L'activité humaine dans un jeu d'espaces
janvier 1997
par Denise Pelletier
CHICOUTIMI(DP) - Martin Dufrasne, qui expose à Espace Virtuel, en même temps que Patrice Duchesne, après un travail en résidence qui s’est effectué en partie en atelier à cause de l’importante dimension de certaines pièces, a pour sa part travaillé sur l’espace disponible dans la galerie, l’organisant par le placement de divers objets en trois dimensions qu’il a fabriqués en fonction de son projet. La forme longue et rectangulaire de la demi-salle qu’il devait occuper lui a suggéré le contenu et le titre de son exposition: «Manège étroit».
Pour lui, il s’agit en fait de délimiter, à l’intérieur de l’espace qui lui est alloué, d’autres espaces que l’on peut nommer, et qui correspondent à différentes activités humaines.
Certains éléments donc parcourent tout l’espace disponible, comme cette rampe de céramique qui court le long du mur, à hauteur de la main, forme cylindrique qui a d’abord la grosseur d’une paille pour devenir de plus en plus large. Lui répondent, au sol, d’étroites bandes de feutre et caoutchouc qui occupent presque toute la longueur de la salle. Sur cette topologie de base, Martin Dufrasne a installé, au fond, trois aires carrées séparées par des cloisons d’acier émaillé, qui correspondent successivement à une salle de jeux, une salle de bain et une chambre à coucher.

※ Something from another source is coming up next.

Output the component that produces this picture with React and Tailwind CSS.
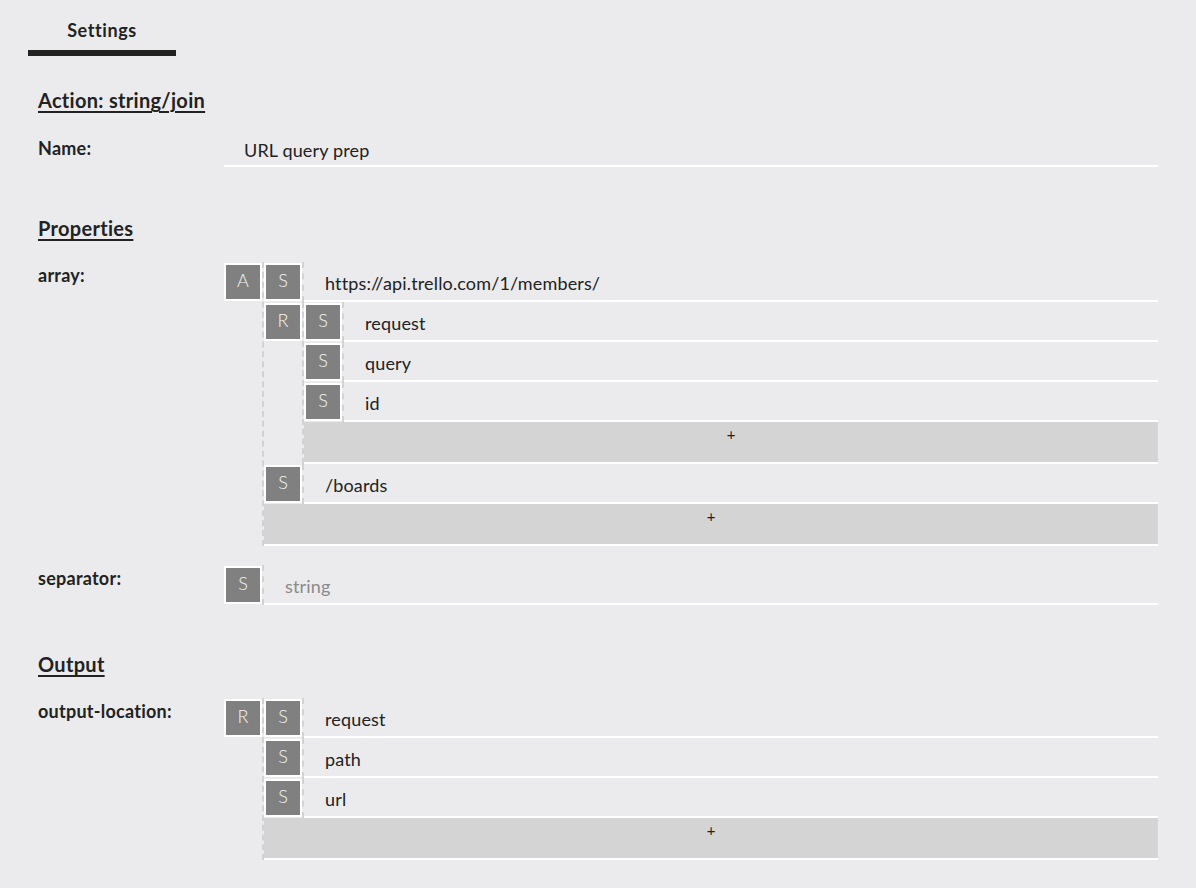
const Badge = ({ l }) => (
  <div className="mt-px h-[38px] w-[38px] shrink-0 border-2 border-white bg-[#808080] text-center text-[18px] font-light leading-[30px] text-[#f4f4f4]">
    {l}
  </div>
);

const AddRow = () => (
  <div className="h-[42px] border-b-2 border-white bg-[#d4d4d4] pt-[2px] text-center text-[15px] leading-[20px] text-[#222]">
    +
  </div>
);

function StringRow({ text, placeholder }) {
  return (
    <div className="flex">
      <Badge l="S" />
      <div className="flex-1 border-l-2 border-dashed border-[#d2d2d4]">
        <div
          className={`h-[40px] border-b-2 border-white pl-[21px] pt-[9px] text-[18px] leading-[24px] tracking-[0.15px] ${
            placeholder ? "text-[#8a8a8a]" : "text-[#222]"
          }`}
        >
          {text || placeholder}
        </div>
      </div>
    </div>
  );
}

function ListRow({ l, children }) {
  return (
    <div className="flex">
      <Badge l={l} />
      <div className="flex-1 border-l-2 border-dashed border-[#d2d2d4]">
        {children}
        <AddRow />
      </div>
    </div>
  );
}

function Field({ label, children, className = "" }) {
  return (
    <div className={`flex ${className}`}>
      <div className="w-[186px] shrink-0 pt-[2px] text-[18px] font-bold leading-[22px] tracking-[0.25px]">{label}</div>
      <div className="flex-1">{children}</div>
    </div>
  );
}

const Heading = ({ children, className = "" }) => (
  <div className={`text-[20px] font-bold leading-[24px] tracking-[0.3px] underline decoration-2 underline-offset-[3px] ${className}`}>
    {children}
  </div>
);

export default function App() {
  return (
    <div className="min-h-screen bg-[#ebebed] font-['Lato','Noto_Sans',sans-serif] text-[#222]">
      {/* onglet */}
      <div className="pl-[28px]">
        <div className="w-[148px]">
          <div className="h-[50px] pt-[20px] text-center text-[18px] font-bold leading-[20px] tracking-[0.6px]">Settings</div>
          <div className="h-[6px] bg-[#222]" />
        </div>
      </div>

      <div className="px-[38px] pb-[30px]">
        <Heading className="mt-[32px]">Action: string/join</Heading>

        <div className="mt-[25px] flex">
          <div className="w-[186px] shrink-0 text-[18px] font-bold leading-[22px] tracking-[0.25px]">Name:</div>
          <div className="h-[30px] flex-1 border-b-2 border-white pl-[20px] pt-[2px] text-[18px] leading-[22px] tracking-[0.15px]">
            URL query prep
          </div>
        </div>

        <Heading className="mt-[49px]">Properties</Heading>

        <Field label="array:" className="mt-[22px]">
          <ListRow l="A">
            <StringRow text="https://api.trello.com/1/members/" />
            <ListRow l="R">
              <StringRow text="request" />
              <StringRow text="query" />
              <StringRow text="id" />
            </ListRow>
            <StringRow text="/boards" />
          </ListRow>
        </Field>

        <Field label="separator:" className="mt-[19px]">
          <StringRow placeholder="string" />
        </Field>

        <Heading className="mt-[47px]">Output</Heading>

        <Field label="output-location:" className="mt-[22px]">
          <ListRow l="R">
            <StringRow text="request" />
            <StringRow text="path" />
            <StringRow text="url" />
          </ListRow>
        </Field>
      </div>
    </div>
  );
}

Dans la «chambre», un carré de feutre posé au sol évoque soit un lit ou un ring de boxe. Dans les autres pièces, on trouve, entre autres un «punching bag» qui rappelle aussi le combat et le jeu, un urinoir, un miroir, des anneaux de gymnastique.
En ces différents endroits se déroulent des activités humaines, telles luttes de pouvoir, compétition, parade, entraînement. Aucune de ces activités n’est illustrée de façon concrète dans l’exposition: l’artiste en évoque plutôt le côté codé, routinier, prévisible. Il propose ainsi un langage parallèle, qui constitue en lui-même un commentaire sur d’autres langages, ceux de la psychanalyse, de la physique et de l’architecture, entre autres. Tous ces objets sont créés, c’est-à-dire conçus, découpés, pensés et réalisés en atelier par l’artiste, il ne s’agit donc nullement de récupération. Il a même dû sortir de son atelier pour partir à la recherche de certaines techniques: par exemple, seule une entreprise de fabrication de parachutes et de matériel d’aviation, à Laterrière, offrait les machines capables de coudre ses grandes pièces de feutre et de caoutchouc.
Selon les explications de l’artiste, il s’agit pour lui de prendre possession de l’espace en utilisant les techniques du dessin et les codes de couleurs, autrement dit de passer d’une vision en deux dimensions à une vision en trois dimensions. «Je m’intéresse, dit-il, à ce qui se passe à l’extérieur, autour d’un dessin. Je pose la question: comment peut-on transposer dans notre monde en trois dimensions l’expérience du dessin, et vice versa».
Détenteur d’un baccalauréat interdisciplinaire en art, Martin Dufrasne a participé, depuis 1995, à plusieurs expositions et événements, au Québec et à l’extérieur.